-------- Records supplied

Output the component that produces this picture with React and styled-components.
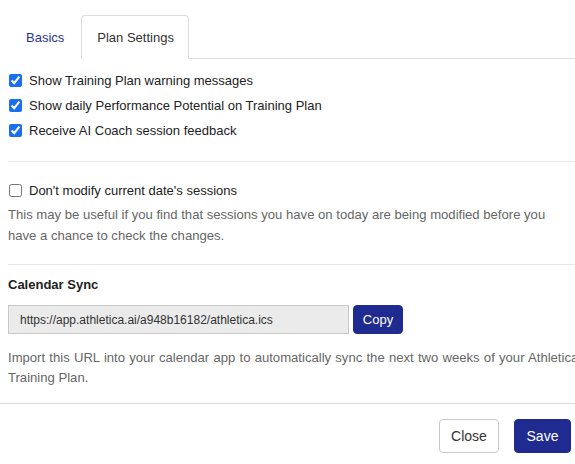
import styled, { createGlobalStyle } from "styled-components";

const Global = createGlobalStyle`
  html, body {
    margin: 0;
    padding: 0;
    background: #fff;
    font-family: "Liberation Sans", Arial, sans-serif;
    font-size: 13px;
    color: #222;
    overflow: hidden;
  }
`;

const Page = styled.div`
  width: 575px;
  overflow: hidden;
`;

const Body = styled.div`
  width: 620px;
  padding-left: 8px;
  box-sizing: border-box;
`;

const TabBar = styled.ul`
  display: flex;
  list-style: none;
  margin: 0;
  padding: 15px 0 0;
  border-bottom: 1px solid #dcdcdc;
`;

const Tab = styled.li`
  height: 44px;
  box-sizing: border-box;
  padding: ${(p) => (p.$active ? "0 14px 0 15px" : "0 16px 0 17px")};
  display: flex;
  align-items: center;
  margin-bottom: -1px;
  font-size: 13px;
  color: ${(p) => (p.$active ? "#333" : "#2a3593")};
  background: #fff;
  border: 1px solid ${(p) => (p.$active ? "#dcdcdc" : "transparent")};
  border-bottom-color: ${(p) => (p.$active ? "#fff" : "transparent")};
  border-radius: 4px 4px 0 0;
`;

const Section = styled.section`
  padding: ${(p) => p.$pad};
  border-bottom: ${(p) => (p.$last ? "none" : "1px solid #e8e8e8")};
`;

const Check = styled.label`
  display: flex;
  align-items: center;
  height: 25px;
  gap: 7px;
  color: #222;
`;

const Box = styled.input`
  width: 13px;
  height: 13px;
  margin: 0 0 0 1px;
  accent-color: #1a6ff0;
`;

const Note = styled.p`
  margin: ${(p) => p.$m || "0"};
  line-height: ${(p) => p.$lh || "21px"};
  font-size: 13.1px;
  color: #666;
  white-space: ${(p) => (p.$nowrap ? "nowrap" : "normal")};
  word-spacing: ${(p) => (p.$nowrap ? "0.6px" : "normal")};
  width: ${(p) => (p.$nowrap ? "auto" : "555px")};
`;

const Title = styled.h4`
  margin: 0;
  font-size: 13px;
  line-height: 20px;
  font-weight: bold;
  color: #222;
`;

const UrlRow = styled.div`
  display: flex;
  gap: 4px;
  margin: 10px 0 14px;
`;

const UrlInput = styled.input`
  width: 341px;
  height: 29px;
  box-sizing: border-box;
  border: 1px solid #c8c8c8;
  background: #ebebeb;
  padding: 0 11px;
  font-family: "Liberation Sans", Arial, sans-serif;
  font-size: 12px;
  color: #333;
  border-radius: 0;
  outline: none;
`;

const Button = styled.button`
  height: ${(p) => p.$h || "34px"};
  width: ${(p) => p.$w};
  box-sizing: border-box;
  border-radius: 4px;
  font-family: "Liberation Sans", Arial, sans-serif;
  font-size: ${(p) => p.$fs || "14px"};
  padding: 0;
  cursor: pointer;
  background: ${(p) => (p.$primary ? "#1f2b90" : "#fff")};
  color: ${(p) => (p.$primary ? "#fff" : "#333")};
  border: 1px solid ${(p) => (p.$primary ? "#1f2b90" : "#c8c8c8")};
`;

const Footer = styled.footer`
  border-top: 1px solid #dcdcdc;
  display: flex;
  justify-content: flex-end;
  gap: 15px;
  padding: 15px 4px 0 0;
`;

export default function App() {
  return (
    <Page>
      <Global />
      <Body>
        <TabBar>
          <Tab>Basics</Tab>
          <Tab $active>Plan Settings</Tab>
        </TabBar>
        <Section $pad="9px 0 18px">
          <Check>
            <Box type="checkbox" defaultChecked />
            Show Training Plan warning messages
          </Check>
          <Check>
            <Box type="checkbox" defaultChecked />
            Show daily Performance Potential on Training Plan
          </Check>
          <Check>
            <Box type="checkbox" defaultChecked />
            Receive AI Coach session feedback
          </Check>
        </Section>
        <Section $pad="16px 0 18px">
          <Check>
            <Box type="checkbox" />
            Don't modify current date's sessions
          </Check>
          <Note $m="1px 0 0">
            This may be useful if you find that sessions you have on today are
            being modified before you have a chance to check the changes.
          </Note>
        </Section>
        <Section $pad="10px 0 15px" $last>
          <Title>Calendar Sync</Title>
          <UrlRow>
            <UrlInput readOnly value="https://app.athletica.ai/a948b16182/athletica.ics" />
            <Button $primary $w="50px" $h="29px" $fs="13px">
              Copy
            </Button>
          </UrlRow>
          <Note $lh="20px" $nowrap>
            Import this URL into your calendar app to automatically sync the next
            two weeks of your Athletica
          </Note>
          <Note $lh="20px">Training Plan.</Note>
        </Section>
      </Body>
      <Footer>
        <Button $w="60px">Close</Button>
        <Button $primary $w="57px">
          Save
        </Button>
      </Footer>
    </Page>
  );
}
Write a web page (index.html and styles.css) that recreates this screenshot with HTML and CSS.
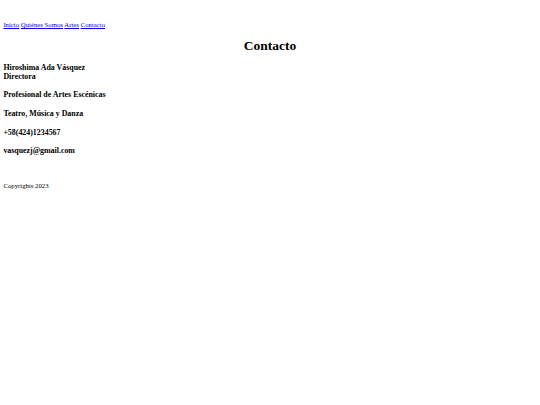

----------------

■ **Problem statement**
Without the pictures, reproduce every line of the records above exactly.

■ **Exercise result**
Output the component that produces this picture with React and styled-components.
import styled, { createGlobalStyle } from "styled-components";

const Global = createGlobalStyle`
  html, body {
    margin: 0;
    padding: 0;
    background: #fff;
    font-family: "Liberation Sans", Arial, sans-serif;
    font-size: 13px;
    color: #222;
    overflow: hidden;
  }
`;

const Page = styled.div`
  width: 575px;
  overflow: hidden;
`;

const Body = styled.div`
  width: 620px;
  padding-left: 8px;
  box-sizing: border-box;
`;

const TabBar = styled.ul`
  display: flex;
  list-style: none;
  margin: 0;
  padding: 15px 0 0;
  border-bottom: 1px solid #dcdcdc;
`;

const Tab = styled.li`
  height: 44px;
  box-sizing: border-box;
  padding: ${(p) => (p.$active ? "0 14px 0 15px" : "0 16px 0 17px")};
  display: flex;
  align-items: center;
  margin-bottom: -1px;
  font-size: 13px;
  color: ${(p) => (p.$active ? "#333" : "#2a3593")};
  background: #fff;
  border: 1px solid ${(p) => (p.$active ? "#dcdcdc" : "transparent")};
  border-bottom-color: ${(p) => (p.$active ? "#fff" : "transparent")};
  border-radius: 4px 4px 0 0;
`;

const Section = styled.section`
  padding: ${(p) => p.$pad};
  border-bottom: ${(p) => (p.$last ? "none" : "1px solid #e8e8e8")};
`;

const Check = styled.label`
  display: flex;
  align-items: center;
  height: 25px;
  gap: 7px;
  color: #222;
`;

const Box = styled.input`
  width: 13px;
  height: 13px;
  margin: 0 0 0 1px;
  accent-color: #1a6ff0;
`;

const Note = styled.p`
  margin: ${(p) => p.$m || "0"};
  line-height: ${(p) => p.$lh || "21px"};
  font-size: 13.1px;
  color: #666;
  white-space: ${(p) => (p.$nowrap ? "nowrap" : "normal")};
  word-spacing: ${(p) => (p.$nowrap ? "0.6px" : "normal")};
  width: ${(p) => (p.$nowrap ? "auto" : "555px")};
`;

const Title = styled.h4`
  margin: 0;
  font-size: 13px;
  line-height: 20px;
  font-weight: bold;
  color: #222;
`;

const UrlRow = styled.div`
  display: flex;
  gap: 4px;
  margin: 10px 0 14px;
`;

const UrlInput = styled.input`
  width: 341px;
  height: 29px;
  box-sizing: border-box;
  border: 1px solid #c8c8c8;
  background: #ebebeb;
  padding: 0 11px;
  font-family: "Liberation Sans", Arial, sans-serif;
  font-size: 12px;
  color: #333;
  border-radius: 0;
  outline: none;
`;

const Button = styled.button`
  height: ${(p) => p.$h || "34px"};
  width: ${(p) => p.$w};
  box-sizing: border-box;
  border-radius: 4px;
  font-family: "Liberation Sans", Arial, sans-serif;
  font-size: ${(p) => p.$fs || "14px"};
  padding: 0;
  cursor: pointer;
  background: ${(p) => (p.$primary ? "#1f2b90" : "#fff")};
  color: ${(p) => (p.$primary ? "#fff" : "#333")};
  border: 1px solid ${(p) => (p.$primary ? "#1f2b90" : "#c8c8c8")};
`;

const Footer = styled.footer`
  border-top: 1px solid #dcdcdc;
  display: flex;
  justify-content: flex-end;
  gap: 15px;
  padding: 15px 4px 0 0;
`;

export default function App() {
  return (
    <Page>
      <Global />
      <Body>
        <TabBar>
          <Tab>Basics</Tab>
          <Tab $active>Plan Settings</Tab>
        </TabBar>
        <Section $pad="9px 0 18px">
          <Check>
            <Box type="checkbox" defaultChecked />
            Show Training Plan warning messages
          </Check>
          <Check>
            <Box type="checkbox" defaultChecked />
            Show daily Performance Potential on Training Plan
          </Check>
          <Check>
            <Box type="checkbox" defaultChecked />
            Receive AI Coach session feedback
          </Check>
        </Section>
        <Section $pad="16px 0 18px">
          <Check>
            <Box type="checkbox" />
            Don't modify current date's sessions
          </Check>
          <Note $m="1px 0 0">
            This may be useful if you find that sessions you have on today are
            being modified before you have a chance to check the changes.
          </Note>
        </Section>
        <Section $pad="10px 0 15px" $last>
          <Title>Calendar Sync</Title>
          <UrlRow>
            <UrlInput readOnly value="https://app.athletica.ai/a948b16182/athletica.ics" />
            <Button $primary $w="50px" $h="29px" $fs="13px">
              Copy
            </Button>
          </UrlRow>
          <Note $lh="20px" $nowrap>
            Import this URL into your calendar app to automatically sync the next
            two weeks of your Athletica
          </Note>
          <Note $lh="20px">Training Plan.</Note>
        </Section>
      </Body>
      <Footer>
        <Button $w="60px">Close</Button>
        <Button $primary $w="57px">
          Save
        </Button>
      </Footer>
    </Page>
  );
}
Write a web page (index.html and styles.css) that recreates this screenshot with HTML and CSS.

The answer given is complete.